Docker Compose Orchestration with Python — ELI5

Picture a school play where you need actors, lights, music, and curtains to all work together. If the lights person doesn’t know when the actors walk on stage, everything falls apart.

Docker Compose is like the stage director for your Python programs. Instead of running one program alone, you often need a web server, a database, and maybe a message queue all running at the same time. Docker Compose lets you describe all of these in one file, and start them all with a single command.

Python developers love this because their apps almost never run in isolation. A Django web app needs PostgreSQL. A data pipeline needs Redis. A machine learning API needs a model server. Without Compose, you’d start each piece by hand and hope they find each other.

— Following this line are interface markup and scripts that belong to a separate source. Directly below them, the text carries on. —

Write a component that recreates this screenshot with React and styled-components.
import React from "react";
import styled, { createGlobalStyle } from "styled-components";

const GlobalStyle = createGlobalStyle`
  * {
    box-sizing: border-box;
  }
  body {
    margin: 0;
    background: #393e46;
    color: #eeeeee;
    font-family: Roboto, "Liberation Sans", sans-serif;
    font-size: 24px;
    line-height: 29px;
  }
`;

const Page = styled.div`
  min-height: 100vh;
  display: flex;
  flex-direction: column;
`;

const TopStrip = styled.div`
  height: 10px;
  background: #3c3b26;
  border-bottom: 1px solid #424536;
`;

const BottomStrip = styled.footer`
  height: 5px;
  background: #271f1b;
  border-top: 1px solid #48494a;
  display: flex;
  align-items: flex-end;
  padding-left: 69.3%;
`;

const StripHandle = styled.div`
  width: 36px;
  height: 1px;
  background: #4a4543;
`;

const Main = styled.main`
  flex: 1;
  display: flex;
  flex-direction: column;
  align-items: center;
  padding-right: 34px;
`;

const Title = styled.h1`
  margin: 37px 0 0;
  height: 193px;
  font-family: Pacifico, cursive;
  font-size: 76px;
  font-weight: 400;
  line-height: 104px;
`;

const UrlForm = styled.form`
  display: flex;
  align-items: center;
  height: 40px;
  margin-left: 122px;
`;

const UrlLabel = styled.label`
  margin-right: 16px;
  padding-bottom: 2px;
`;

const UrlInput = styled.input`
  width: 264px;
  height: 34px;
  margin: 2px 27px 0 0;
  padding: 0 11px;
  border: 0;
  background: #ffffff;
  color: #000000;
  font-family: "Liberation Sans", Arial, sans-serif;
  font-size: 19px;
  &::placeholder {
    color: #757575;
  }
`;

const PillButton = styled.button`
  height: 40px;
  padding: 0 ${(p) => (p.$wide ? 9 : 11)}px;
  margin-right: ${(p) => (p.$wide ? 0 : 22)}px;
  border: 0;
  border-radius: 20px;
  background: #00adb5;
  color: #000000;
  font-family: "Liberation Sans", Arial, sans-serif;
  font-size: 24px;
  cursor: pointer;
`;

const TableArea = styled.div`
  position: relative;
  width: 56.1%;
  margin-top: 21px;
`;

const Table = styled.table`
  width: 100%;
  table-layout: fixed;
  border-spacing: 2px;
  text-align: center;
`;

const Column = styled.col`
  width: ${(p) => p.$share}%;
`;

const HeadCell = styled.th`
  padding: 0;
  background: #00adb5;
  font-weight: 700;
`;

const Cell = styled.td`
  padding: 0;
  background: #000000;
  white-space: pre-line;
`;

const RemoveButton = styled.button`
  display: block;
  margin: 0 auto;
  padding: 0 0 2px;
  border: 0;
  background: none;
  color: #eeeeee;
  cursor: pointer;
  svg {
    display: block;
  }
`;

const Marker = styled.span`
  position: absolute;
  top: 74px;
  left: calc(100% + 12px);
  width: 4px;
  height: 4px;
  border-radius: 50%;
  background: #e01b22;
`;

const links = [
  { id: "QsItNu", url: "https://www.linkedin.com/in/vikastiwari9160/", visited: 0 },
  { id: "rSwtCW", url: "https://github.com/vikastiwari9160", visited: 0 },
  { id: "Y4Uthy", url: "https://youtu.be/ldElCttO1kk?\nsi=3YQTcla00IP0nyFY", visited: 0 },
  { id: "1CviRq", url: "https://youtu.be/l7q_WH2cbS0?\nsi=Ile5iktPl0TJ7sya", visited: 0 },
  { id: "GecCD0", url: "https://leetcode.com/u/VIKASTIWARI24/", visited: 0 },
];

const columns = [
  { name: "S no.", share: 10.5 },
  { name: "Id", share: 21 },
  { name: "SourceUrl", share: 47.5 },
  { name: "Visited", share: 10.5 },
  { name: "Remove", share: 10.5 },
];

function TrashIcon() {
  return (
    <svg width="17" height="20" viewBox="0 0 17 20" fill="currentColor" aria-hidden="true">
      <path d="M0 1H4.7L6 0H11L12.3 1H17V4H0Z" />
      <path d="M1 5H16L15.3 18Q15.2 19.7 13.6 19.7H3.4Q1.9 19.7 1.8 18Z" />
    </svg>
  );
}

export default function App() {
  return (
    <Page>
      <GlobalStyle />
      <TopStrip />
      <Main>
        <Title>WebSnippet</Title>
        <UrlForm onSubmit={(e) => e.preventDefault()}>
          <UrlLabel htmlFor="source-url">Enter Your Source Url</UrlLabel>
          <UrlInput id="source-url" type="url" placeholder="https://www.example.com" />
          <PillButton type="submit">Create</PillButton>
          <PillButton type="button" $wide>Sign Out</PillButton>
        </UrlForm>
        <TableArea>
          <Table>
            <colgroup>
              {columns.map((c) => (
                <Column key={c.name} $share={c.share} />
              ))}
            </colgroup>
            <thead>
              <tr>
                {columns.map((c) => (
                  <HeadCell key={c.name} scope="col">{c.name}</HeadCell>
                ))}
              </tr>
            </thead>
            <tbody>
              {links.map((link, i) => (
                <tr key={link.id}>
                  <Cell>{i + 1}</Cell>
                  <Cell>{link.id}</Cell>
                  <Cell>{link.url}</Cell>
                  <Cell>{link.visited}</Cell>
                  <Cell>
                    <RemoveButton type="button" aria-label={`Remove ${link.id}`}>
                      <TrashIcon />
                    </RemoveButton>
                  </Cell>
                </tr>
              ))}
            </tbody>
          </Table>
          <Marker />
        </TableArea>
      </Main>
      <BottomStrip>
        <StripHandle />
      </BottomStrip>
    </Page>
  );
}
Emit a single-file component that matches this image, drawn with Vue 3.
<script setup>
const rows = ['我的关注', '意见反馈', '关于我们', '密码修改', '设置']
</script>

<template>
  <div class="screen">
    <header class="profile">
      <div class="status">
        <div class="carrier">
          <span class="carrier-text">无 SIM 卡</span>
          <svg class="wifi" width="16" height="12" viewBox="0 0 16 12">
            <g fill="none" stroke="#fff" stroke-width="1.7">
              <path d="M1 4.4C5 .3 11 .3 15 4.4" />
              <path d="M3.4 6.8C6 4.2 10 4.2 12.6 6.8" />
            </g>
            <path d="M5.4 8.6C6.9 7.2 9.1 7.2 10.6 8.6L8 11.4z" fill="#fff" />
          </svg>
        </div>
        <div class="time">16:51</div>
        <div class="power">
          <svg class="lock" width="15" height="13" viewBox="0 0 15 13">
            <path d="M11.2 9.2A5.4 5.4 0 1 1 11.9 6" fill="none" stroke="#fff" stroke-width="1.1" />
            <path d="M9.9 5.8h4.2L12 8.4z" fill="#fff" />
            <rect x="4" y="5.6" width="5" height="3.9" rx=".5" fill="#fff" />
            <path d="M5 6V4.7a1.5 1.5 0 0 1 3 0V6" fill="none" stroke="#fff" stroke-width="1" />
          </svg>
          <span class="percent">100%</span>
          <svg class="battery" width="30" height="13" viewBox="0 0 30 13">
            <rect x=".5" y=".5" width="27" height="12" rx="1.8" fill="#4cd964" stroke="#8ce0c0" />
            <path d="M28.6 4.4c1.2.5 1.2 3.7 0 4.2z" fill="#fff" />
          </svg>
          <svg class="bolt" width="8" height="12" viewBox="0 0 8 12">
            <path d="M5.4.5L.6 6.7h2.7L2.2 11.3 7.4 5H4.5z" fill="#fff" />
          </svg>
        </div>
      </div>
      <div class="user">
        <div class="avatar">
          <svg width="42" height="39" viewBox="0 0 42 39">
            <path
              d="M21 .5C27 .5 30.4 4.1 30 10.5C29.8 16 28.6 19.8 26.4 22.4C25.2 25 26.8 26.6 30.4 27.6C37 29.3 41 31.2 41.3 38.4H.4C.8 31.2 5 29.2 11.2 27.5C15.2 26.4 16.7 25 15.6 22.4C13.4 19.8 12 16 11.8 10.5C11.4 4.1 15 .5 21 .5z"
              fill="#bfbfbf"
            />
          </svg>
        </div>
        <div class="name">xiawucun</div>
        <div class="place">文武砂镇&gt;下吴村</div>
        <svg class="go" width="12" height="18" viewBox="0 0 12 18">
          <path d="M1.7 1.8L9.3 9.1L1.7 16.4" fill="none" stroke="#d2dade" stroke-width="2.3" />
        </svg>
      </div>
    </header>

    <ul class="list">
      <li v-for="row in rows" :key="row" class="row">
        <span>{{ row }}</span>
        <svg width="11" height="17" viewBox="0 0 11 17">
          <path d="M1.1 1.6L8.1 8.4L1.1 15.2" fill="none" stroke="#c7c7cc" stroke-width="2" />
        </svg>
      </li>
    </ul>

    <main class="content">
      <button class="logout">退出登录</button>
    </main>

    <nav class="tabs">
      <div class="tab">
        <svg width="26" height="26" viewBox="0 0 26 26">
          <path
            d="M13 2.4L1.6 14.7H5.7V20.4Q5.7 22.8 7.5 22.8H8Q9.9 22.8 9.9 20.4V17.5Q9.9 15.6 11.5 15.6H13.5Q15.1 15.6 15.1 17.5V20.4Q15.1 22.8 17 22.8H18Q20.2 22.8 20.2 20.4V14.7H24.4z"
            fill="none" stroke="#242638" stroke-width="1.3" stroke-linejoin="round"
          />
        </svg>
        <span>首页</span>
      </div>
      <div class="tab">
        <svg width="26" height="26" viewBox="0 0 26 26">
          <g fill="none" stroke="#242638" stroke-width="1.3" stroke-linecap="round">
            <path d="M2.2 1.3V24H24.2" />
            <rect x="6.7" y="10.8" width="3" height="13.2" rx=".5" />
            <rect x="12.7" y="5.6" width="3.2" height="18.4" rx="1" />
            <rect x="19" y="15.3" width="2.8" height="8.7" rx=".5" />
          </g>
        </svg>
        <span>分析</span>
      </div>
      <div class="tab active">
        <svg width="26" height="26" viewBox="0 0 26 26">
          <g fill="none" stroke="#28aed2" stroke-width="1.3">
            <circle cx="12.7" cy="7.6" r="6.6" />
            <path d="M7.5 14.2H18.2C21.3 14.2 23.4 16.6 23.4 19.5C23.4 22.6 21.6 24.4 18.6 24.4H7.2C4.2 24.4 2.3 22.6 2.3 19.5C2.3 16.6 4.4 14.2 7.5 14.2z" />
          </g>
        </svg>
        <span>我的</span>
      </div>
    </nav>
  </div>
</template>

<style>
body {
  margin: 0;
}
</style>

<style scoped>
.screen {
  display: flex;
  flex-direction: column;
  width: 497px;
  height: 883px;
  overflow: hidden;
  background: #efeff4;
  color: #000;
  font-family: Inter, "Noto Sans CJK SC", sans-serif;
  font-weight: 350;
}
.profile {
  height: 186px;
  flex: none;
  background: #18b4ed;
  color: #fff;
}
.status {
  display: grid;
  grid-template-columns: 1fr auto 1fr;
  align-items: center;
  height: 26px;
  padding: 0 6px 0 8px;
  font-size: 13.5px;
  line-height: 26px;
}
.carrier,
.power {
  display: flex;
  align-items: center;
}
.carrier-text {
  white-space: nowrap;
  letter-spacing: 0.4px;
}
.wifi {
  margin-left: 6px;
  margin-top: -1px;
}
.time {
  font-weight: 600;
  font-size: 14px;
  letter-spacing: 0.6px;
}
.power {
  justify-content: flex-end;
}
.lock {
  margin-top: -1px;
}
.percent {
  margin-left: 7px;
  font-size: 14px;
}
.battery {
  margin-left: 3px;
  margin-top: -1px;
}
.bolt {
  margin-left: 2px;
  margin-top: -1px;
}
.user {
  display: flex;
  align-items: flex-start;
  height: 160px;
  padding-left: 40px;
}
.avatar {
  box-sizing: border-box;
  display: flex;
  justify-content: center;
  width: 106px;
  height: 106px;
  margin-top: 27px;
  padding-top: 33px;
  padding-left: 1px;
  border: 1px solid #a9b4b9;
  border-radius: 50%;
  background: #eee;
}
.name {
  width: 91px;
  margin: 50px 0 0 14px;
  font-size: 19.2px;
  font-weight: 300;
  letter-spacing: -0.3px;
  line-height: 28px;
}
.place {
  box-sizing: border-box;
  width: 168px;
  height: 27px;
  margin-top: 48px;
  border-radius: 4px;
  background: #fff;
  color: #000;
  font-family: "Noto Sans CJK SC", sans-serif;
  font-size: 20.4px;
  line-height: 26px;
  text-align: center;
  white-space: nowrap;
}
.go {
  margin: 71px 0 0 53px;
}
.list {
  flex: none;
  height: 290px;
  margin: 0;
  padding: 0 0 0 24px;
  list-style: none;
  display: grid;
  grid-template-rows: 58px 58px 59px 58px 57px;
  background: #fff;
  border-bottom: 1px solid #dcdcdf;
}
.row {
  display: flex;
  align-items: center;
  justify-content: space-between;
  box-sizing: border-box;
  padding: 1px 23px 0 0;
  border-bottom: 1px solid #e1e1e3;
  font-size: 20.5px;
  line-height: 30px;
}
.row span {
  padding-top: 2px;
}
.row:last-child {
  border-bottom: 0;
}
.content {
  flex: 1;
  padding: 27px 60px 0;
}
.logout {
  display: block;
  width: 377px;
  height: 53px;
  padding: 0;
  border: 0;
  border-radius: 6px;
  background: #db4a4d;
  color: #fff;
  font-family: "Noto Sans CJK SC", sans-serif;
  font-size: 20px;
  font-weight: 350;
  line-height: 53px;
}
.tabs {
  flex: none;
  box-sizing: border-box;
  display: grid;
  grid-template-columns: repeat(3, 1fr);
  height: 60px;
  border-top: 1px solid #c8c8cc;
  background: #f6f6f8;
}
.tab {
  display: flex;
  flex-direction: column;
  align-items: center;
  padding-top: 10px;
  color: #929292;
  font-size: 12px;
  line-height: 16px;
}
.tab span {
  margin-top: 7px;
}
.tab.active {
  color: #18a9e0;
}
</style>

The key file is called docker-compose.yml. Think of it as a recipe card that says: “I need three containers, they talk to each other on this network, and here’s which folders they share.” Python adds a layer on top — libraries like python-on-whales or the docker SDK let your Python code start, stop, and inspect these containers programmatically.

So instead of typing commands in a terminal, your Python script can spin up an entire environment, run tests against it, and tear it down when finished. That’s orchestration: coordinating multiple moving pieces so they work as one.

The one thing to remember: Docker Compose orchestration lets Python manage groups of services as a single unit, like a director keeping every part of a play in sync.